Osquery Log Analysis Guide

Aug 21, 2020

9 min read

Onboard and analyze Osquery logs with Panther

Overview

Osquery is a powerful, host-based application that exposes the operating system as a set of SQLite tables. Security teams use osquery to track activity in their fleet such as user logins, installed programs, running processes, network connections, or system log collection.

In this tutorial, we will walk through how to configure osquery with Panther to create an end-to-end security alerting pipeline to send logs for analysis and then notifying your team on a specific activity. Panther also comes with pre-installed rules based on default query packs, which provides value for most osquery deployments.

For the purpose of this tutorial, we will assume an osquery installation on Ubuntu 18.04. This tutorial was last updated in February 2021.

Installation

To install osquery, follow the instructions here.

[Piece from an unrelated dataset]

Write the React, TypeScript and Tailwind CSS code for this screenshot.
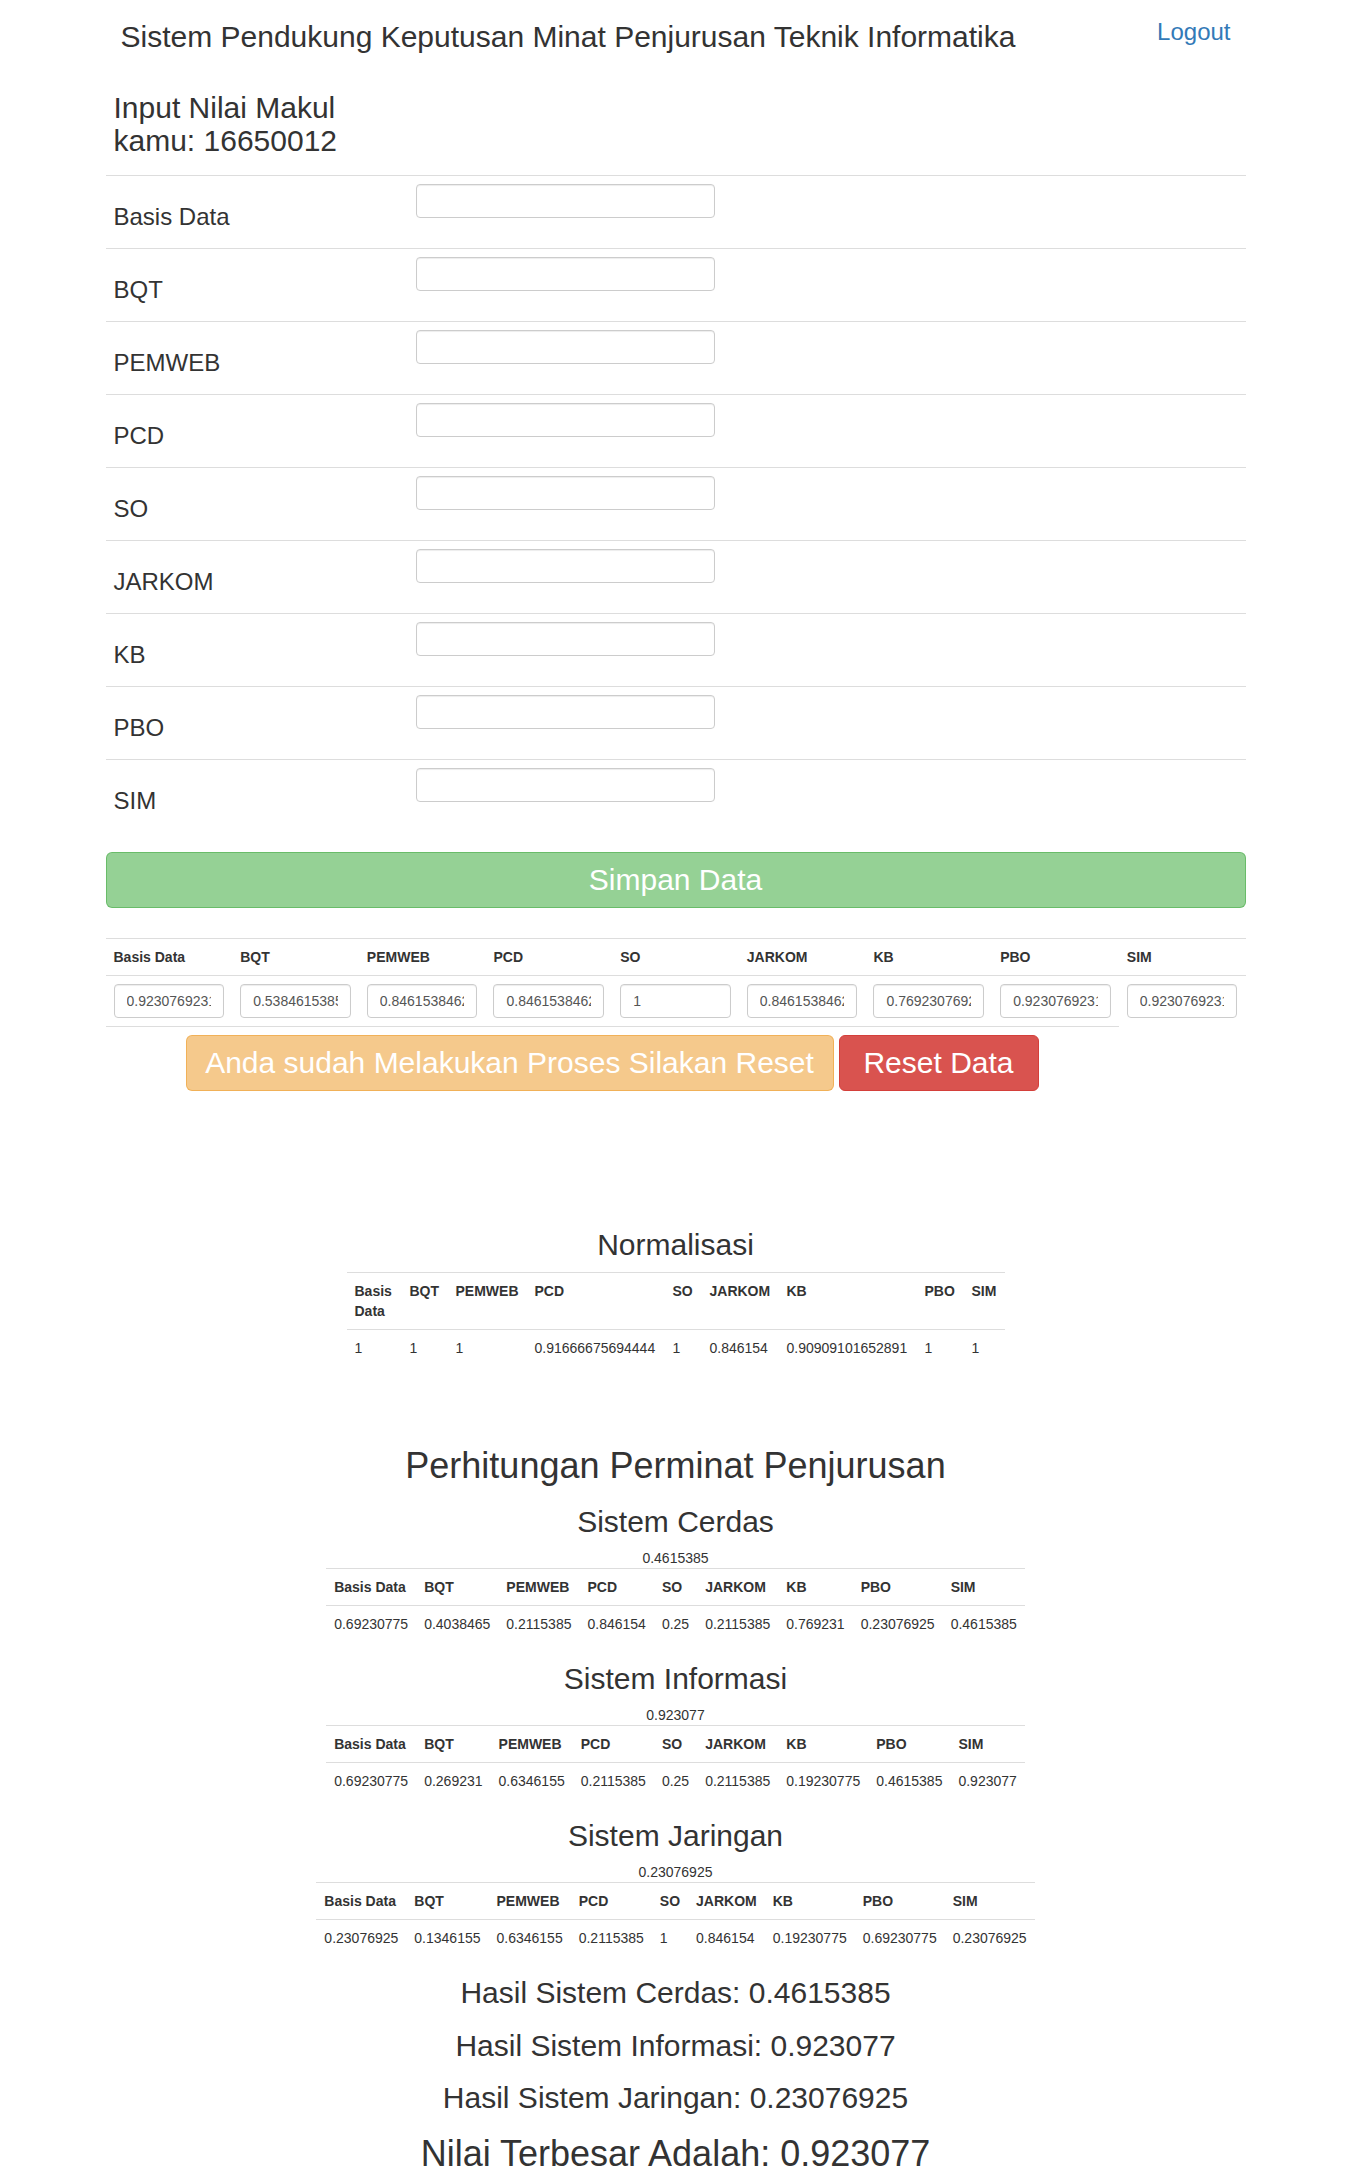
import React from "react";

const subjects = ["Basis Data", "BQT", "PEMWEB", "PCD", "SO", "JARKOM", "KB", "PBO", "SIM"];

// values already stored for this student
const saved = [
  "0.9230769231",
  "0.5384615385",
  "0.8461538462",
  "0.8461538462",
  "1",
  "0.8461538462",
  "0.7692307692",
  "0.9230769231",
  "0.9230769231",
];

const normalisasi = ["1", "1", "1", "0.91666675694444", "1", "0.846154", "0.90909101652891", "1", "1"];
const normWidths = ["w-[55px]", "w-[46px]", "w-[79px]", "w-[138px]", "w-[37px]", "w-[77px]", "w-[138px]", "w-[47px]", "w-[41px]"];

const jurusan = [
  {
    name: "Sistem Cerdas",
    total: "0.4615385",
    values: ["0.69230775", "0.4038465", "0.2115385", "0.846154", "0.25", "0.2115385", "0.769231", "0.23076925", "0.4615385"],
  },
  {
    name: "Sistem Informasi",
    total: "0.923077",
    values: ["0.69230775", "0.269231", "0.6346155", "0.2115385", "0.25", "0.2115385", "0.19230775", "0.4615385", "0.923077"],
  },
  {
    name: "Sistem Jaringan",
    total: "0.23076925",
    values: ["0.23076925", "0.1346155", "0.6346155", "0.2115385", "1", "0.846154", "0.19230775", "0.69230775", "0.23076925"],
  },
];

const HasilTable: React.FC<{ values: string[] }> = ({ values }) => (
  <table className="table-auto text-[14px] leading-5">
    <thead>
      <tr>
        {subjects.map((s) => (
          <th key={s} className="border-t border-[#ddd] p-2 text-left font-bold whitespace-nowrap">
            {s}
          </th>
        ))}
      </tr>
    </thead>
    <tbody>
      <tr>
        {values.map((v, i) => (
          <td key={i} className="border-t border-[#ddd] p-2 text-left whitespace-nowrap">
            {v}
          </td>
        ))}
      </tr>
    </tbody>
  </table>
);

export default function App() {
  return (
    <div className="min-h-[2184px] bg-white text-[#333] font-['Liberation_Sans',Arial,sans-serif]">
      <div className="w-[1170px] mx-auto px-[15px]">
        {/* Header */}
        <div className="flex justify-between items-start">
          <h2 className="mt-[20px] mb-[10px] pl-[15px] text-[30px] leading-[33px]">
            Sistem Pendukung Keputusan Minat Penjurusan Teknik Informatika
          </h2>
          <a href="#" className="mt-[19px] pr-[15px] text-[24px] leading-[26px] text-[#337ab7]">
            Logout
          </a>
        </div>

        {/* Form input nilai */}
        <div className="px-2 pt-[28px] pb-[18px]">
          <h2 className="w-[286px] text-[30px] leading-[33px]">Input Nilai Makul kamu: 16650012</h2>
        </div>
        {subjects.map((s) => (
          <div key={s} className="grid grid-cols-[302px_1fr] h-[73px] border-t border-[#ddd]">
            <div className="px-2 pt-[28px] text-[24px] leading-[26px]">{s}</div>
            <div className="pl-2 pt-2">
              <input
                type="text"
                className="w-[299px] h-[34px] border border-[#ccc] rounded-[4px] shadow-[inset_0_1px_1px_rgba(0,0,0,0.075)] px-3 text-[14px]"
              />
            </div>
          </div>
        ))}

        <button
          disabled
          className="mt-[20px] w-full h-[56px] rounded-[6px] border border-[#4cae4c]/60 bg-[#95d195] text-white text-[30px] leading-[34px]"
        >
          Simpan Data
        </button>

        {/* Nilai tersimpan */}
        <div className="mt-[30px] grid grid-cols-9 border-t border-[#ddd]">
          {subjects.map((s) => (
            <div key={s} className="p-2 text-[14px] leading-5 font-bold">
              {s}
            </div>
          ))}
        </div>
        <div className="grid grid-cols-9 border-t border-[#ddd]">
          {saved.map((v, i) => (
            <div key={i} className="p-2">
              <input
                readOnly
                value={v}
                className="w-full h-[34px] border border-[#ccc] rounded-[4px] shadow-[inset_0_1px_1px_rgba(0,0,0,0.075)] px-3 text-[14px] text-[#555]"
              />
            </div>
          ))}
        </div>
        <div className="w-[1013px] border-t border-[#ddd] pt-2 flex justify-center gap-[5px]">
          <button
            disabled
            className="w-[648px] h-[56px] rounded-[6px] border border-[#eea236]/60 bg-[#f5c98c] text-white text-[30px] leading-[34px] whitespace-nowrap"
          >
            Anda sudah Melakukan Proses Silakan Reset
          </button>
          <button className="w-[200px] h-[56px] rounded-[6px] border border-[#d43f3a] bg-[#d9534f] text-white text-[30px] leading-[34px]">
            Reset Data
          </button>
        </div>

        {/* Normalisasi */}
        <div className="flex flex-col items-center">
          <h2 className="mt-[137px] text-[30px] leading-[33px]">Normalisasi</h2>
          <table className="mt-[11px] table-fixed w-[658px] text-[14px] leading-5">
            <thead>
              <tr>
                {subjects.map((s, i) => (
                  <th key={s} className={`${normWidths[i]} border-t border-[#ddd] p-2 text-left align-top font-bold`}>
                    {s}
                  </th>
                ))}
              </tr>
            </thead>
            <tbody>
              <tr>
                {normalisasi.map((v, i) => (
                  <td key={i} className="border-t border-[#ddd] p-2 text-left whitespace-nowrap">
                    {v}
                  </td>
                ))}
              </tr>
            </tbody>
          </table>

          {/* Perhitungan */}
          <h1 className="mt-[80px] text-[36px] leading-[40px]">Perhitungan Perminat Penjurusan</h1>
          {jurusan.map((j, idx) => (
            <React.Fragment key={j.name}>
              <h2 className={`${idx === 0 ? "mt-[19px]" : "mt-[20px]"} text-[30px] leading-[33px]`}>{j.name}</h2>
              <p className="mt-[10px] text-[14px] leading-5">{j.total}</p>
              <HasilTable values={j.values} />
            </React.Fragment>
          ))}

          <h2 className="mt-[20px] text-[30px] leading-[33px]">Hasil Sistem Cerdas: 0.4615385</h2>
          <h2 className="mt-[19.5px] text-[30px] leading-[33px]">Hasil Sistem Informasi: 0.923077</h2>
          <h2 className="mt-[19.5px] text-[30px] leading-[33px]">Hasil Sistem Jaringan: 0.23076925</h2>
          <h1 className="mt-[20px] mb-[10px] text-[36px] leading-[40px]">Nilai Terbesar Adalah: 0.923077</h1>
        </div>
      </div>
    </div>
  );
}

Osquery can be installed on Mac, Linux, or Windows.

How It Works

Osquery periodically reports data by querying specific tables and sending results in JSON format to the configured logger_plugin(s), which can be the filesystem, a TLS endpoint, or AWS. The osquery.conf controls these settings, including other daemon (osqueryd) behaviors.

For example, the following query output can display all currently logged in

osquery> SELECT * FROM logged_in_users WHERE type ='user';
+------+--------+-------+----------------+------------+-------+
| type | user   | tty   | host           | time       | pid   |
+------+--------+-------+----------------+------------+-------+
| user | ubuntu | pts/0 | 228.192.69.179 | 1585784433 | 19761 |
+------+--------+-------+----------------+------------+-------+Code language: Shell Session (shell)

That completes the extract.